- _THE PROBLEM_:
Emit the data below verbatim, stripping out any pictures.

- _MATERIAL PROVIDED_:
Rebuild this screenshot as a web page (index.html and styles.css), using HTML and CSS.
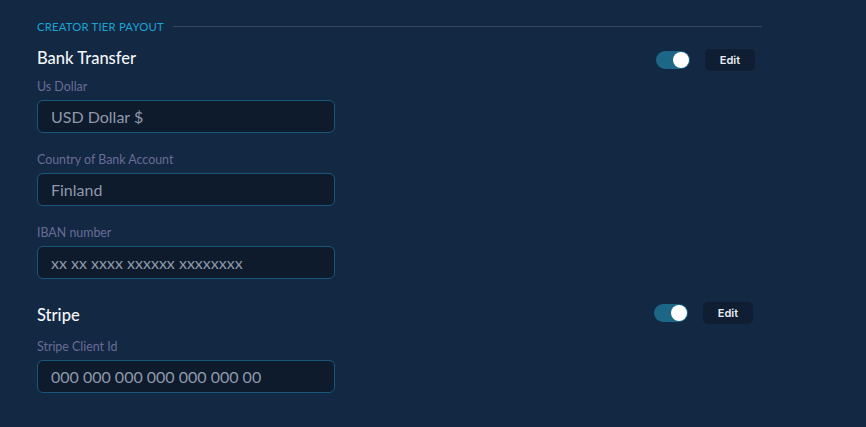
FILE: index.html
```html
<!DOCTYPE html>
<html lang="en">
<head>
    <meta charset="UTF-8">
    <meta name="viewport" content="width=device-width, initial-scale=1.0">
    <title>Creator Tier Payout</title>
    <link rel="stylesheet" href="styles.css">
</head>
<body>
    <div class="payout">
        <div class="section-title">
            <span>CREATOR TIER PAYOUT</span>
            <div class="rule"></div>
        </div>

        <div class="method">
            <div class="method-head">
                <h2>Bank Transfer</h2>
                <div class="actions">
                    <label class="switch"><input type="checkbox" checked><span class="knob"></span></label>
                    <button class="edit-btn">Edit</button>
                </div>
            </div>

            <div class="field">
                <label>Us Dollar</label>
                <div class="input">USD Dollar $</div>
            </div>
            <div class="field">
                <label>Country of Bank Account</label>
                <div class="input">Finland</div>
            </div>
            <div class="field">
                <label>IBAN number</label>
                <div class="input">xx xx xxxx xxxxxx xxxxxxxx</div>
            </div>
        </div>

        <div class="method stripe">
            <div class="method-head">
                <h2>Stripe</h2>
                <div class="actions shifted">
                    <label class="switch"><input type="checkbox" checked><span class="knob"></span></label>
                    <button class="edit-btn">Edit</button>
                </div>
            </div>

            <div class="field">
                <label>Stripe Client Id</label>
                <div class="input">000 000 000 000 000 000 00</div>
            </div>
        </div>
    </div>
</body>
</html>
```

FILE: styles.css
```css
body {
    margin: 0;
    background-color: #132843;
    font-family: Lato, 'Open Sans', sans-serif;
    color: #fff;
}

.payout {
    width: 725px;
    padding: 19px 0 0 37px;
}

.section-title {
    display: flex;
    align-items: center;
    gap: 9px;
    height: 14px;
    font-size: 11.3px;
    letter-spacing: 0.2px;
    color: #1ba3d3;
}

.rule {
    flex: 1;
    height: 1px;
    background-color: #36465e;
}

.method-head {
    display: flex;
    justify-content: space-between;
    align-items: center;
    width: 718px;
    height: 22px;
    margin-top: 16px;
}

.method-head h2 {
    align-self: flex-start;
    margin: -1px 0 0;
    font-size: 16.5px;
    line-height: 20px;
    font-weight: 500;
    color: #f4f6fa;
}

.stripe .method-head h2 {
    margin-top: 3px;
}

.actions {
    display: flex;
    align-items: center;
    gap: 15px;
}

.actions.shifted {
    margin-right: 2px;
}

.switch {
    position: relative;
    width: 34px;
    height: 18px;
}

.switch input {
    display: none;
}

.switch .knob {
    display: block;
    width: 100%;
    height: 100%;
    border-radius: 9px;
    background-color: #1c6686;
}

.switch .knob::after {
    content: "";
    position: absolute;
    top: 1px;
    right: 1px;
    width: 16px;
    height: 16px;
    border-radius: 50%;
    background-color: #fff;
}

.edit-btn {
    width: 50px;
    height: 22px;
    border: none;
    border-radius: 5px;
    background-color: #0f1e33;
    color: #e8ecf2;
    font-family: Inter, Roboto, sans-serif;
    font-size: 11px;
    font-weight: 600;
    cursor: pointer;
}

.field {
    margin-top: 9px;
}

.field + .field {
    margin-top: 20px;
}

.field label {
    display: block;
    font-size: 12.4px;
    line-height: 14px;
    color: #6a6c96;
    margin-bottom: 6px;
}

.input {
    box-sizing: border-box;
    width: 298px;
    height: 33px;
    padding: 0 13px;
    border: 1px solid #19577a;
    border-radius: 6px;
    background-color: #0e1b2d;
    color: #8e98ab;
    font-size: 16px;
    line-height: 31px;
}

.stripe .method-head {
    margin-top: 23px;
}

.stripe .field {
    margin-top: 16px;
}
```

- _CORRECT RESPONSE_:
Rebuild this screenshot as a web page (index.html and styles.css), using HTML and CSS.
FILE: index.html
```html
<!DOCTYPE html>
<html lang="en">
<head>
    <meta charset="UTF-8">
    <meta name="viewport" content="width=device-width, initial-scale=1.0">
    <title>Creator Tier Payout</title>
    <link rel="stylesheet" href="styles.css">
</head>
<body>
    <div class="payout">
        <div class="section-title">
            <span>CREATOR TIER PAYOUT</span>
            <div class="rule"></div>
        </div>

        <div class="method">
            <div class="method-head">
                <h2>Bank Transfer</h2>
                <div class="actions">
                    <label class="switch"><input type="checkbox" checked><span class="knob"></span></label>
                    <button class="edit-btn">Edit</button>
                </div>
            </div>

            <div class="field">
                <label>Us Dollar</label>
                <div class="input">USD Dollar $</div>
            </div>
            <div class="field">
                <label>Country of Bank Account</label>
                <div class="input">Finland</div>
            </div>
            <div class="field">
                <label>IBAN number</label>
                <div class="input">xx xx xxxx xxxxxx xxxxxxxx</div>
            </div>
        </div>

        <div class="method stripe">
            <div class="method-head">
                <h2>Stripe</h2>
                <div class="actions shifted">
                    <label class="switch"><input type="checkbox" checked><span class="knob"></span></label>
                    <button class="edit-btn">Edit</button>
                </div>
            </div>

            <div class="field">
                <label>Stripe Client Id</label>
                <div class="input">000 000 000 000 000 000 00</div>
            </div>
        </div>
    </div>
</body>
</html>
```

FILE: styles.css
```css
body {
    margin: 0;
    background-color: #132843;
    font-family: Lato, 'Open Sans', sans-serif;
    color: #fff;
}

.payout {
    width: 725px;
    padding: 19px 0 0 37px;
}

.section-title {
    display: flex;
    align-items: center;
    gap: 9px;
    height: 14px;
    font-size: 11.3px;
    letter-spacing: 0.2px;
    color: #1ba3d3;
}

.rule {
    flex: 1;
    height: 1px;
    background-color: #36465e;
}

.method-head {
    display: flex;
    justify-content: space-between;
    align-items: center;
    width: 718px;
    height: 22px;
    margin-top: 16px;
}

.method-head h2 {
    align-self: flex-start;
    margin: -1px 0 0;
    font-size: 16.5px;
    line-height: 20px;
    font-weight: 500;
    color: #f4f6fa;
}

.stripe .method-head h2 {
    margin-top: 3px;
}

.actions {
    display: flex;
    align-items: center;
    gap: 15px;
}

.actions.shifted {
    margin-right: 2px;
}

.switch {
    position: relative;
    width: 34px;
    height: 18px;
}

.switch input {
    display: none;
}

.switch .knob {
    display: block;
    width: 100%;
    height: 100%;
    border-radius: 9px;
    background-color: #1c6686;
}

.switch .knob::after {
    content: "";
    position: absolute;
    top: 1px;
    right: 1px;
    width: 16px;
    height: 16px;
    border-radius: 50%;
    background-color: #fff;
}

.edit-btn {
    width: 50px;
    height: 22px;
    border: none;
    border-radius: 5px;
    background-color: #0f1e33;
    color: #e8ecf2;
    font-family: Inter, Roboto, sans-serif;
    font-size: 11px;
    font-weight: 600;
    cursor: pointer;
}

.field {
    margin-top: 9px;
}

.field + .field {
    margin-top: 20px;
}

.field label {
    display: block;
    font-size: 12.4px;
    line-height: 14px;
    color: #6a6c96;
    margin-bottom: 6px;
}

.input {
    box-sizing: border-box;
    width: 298px;
    height: 33px;
    padding: 0 13px;
    border: 1px solid #19577a;
    border-radius: 6px;
    background-color: #0e1b2d;
    color: #8e98ab;
    font-size: 16px;
    line-height: 31px;
}

.stripe .method-head {
    margin-top: 23px;
}

.stripe .field {
    margin-top: 16px;
}
```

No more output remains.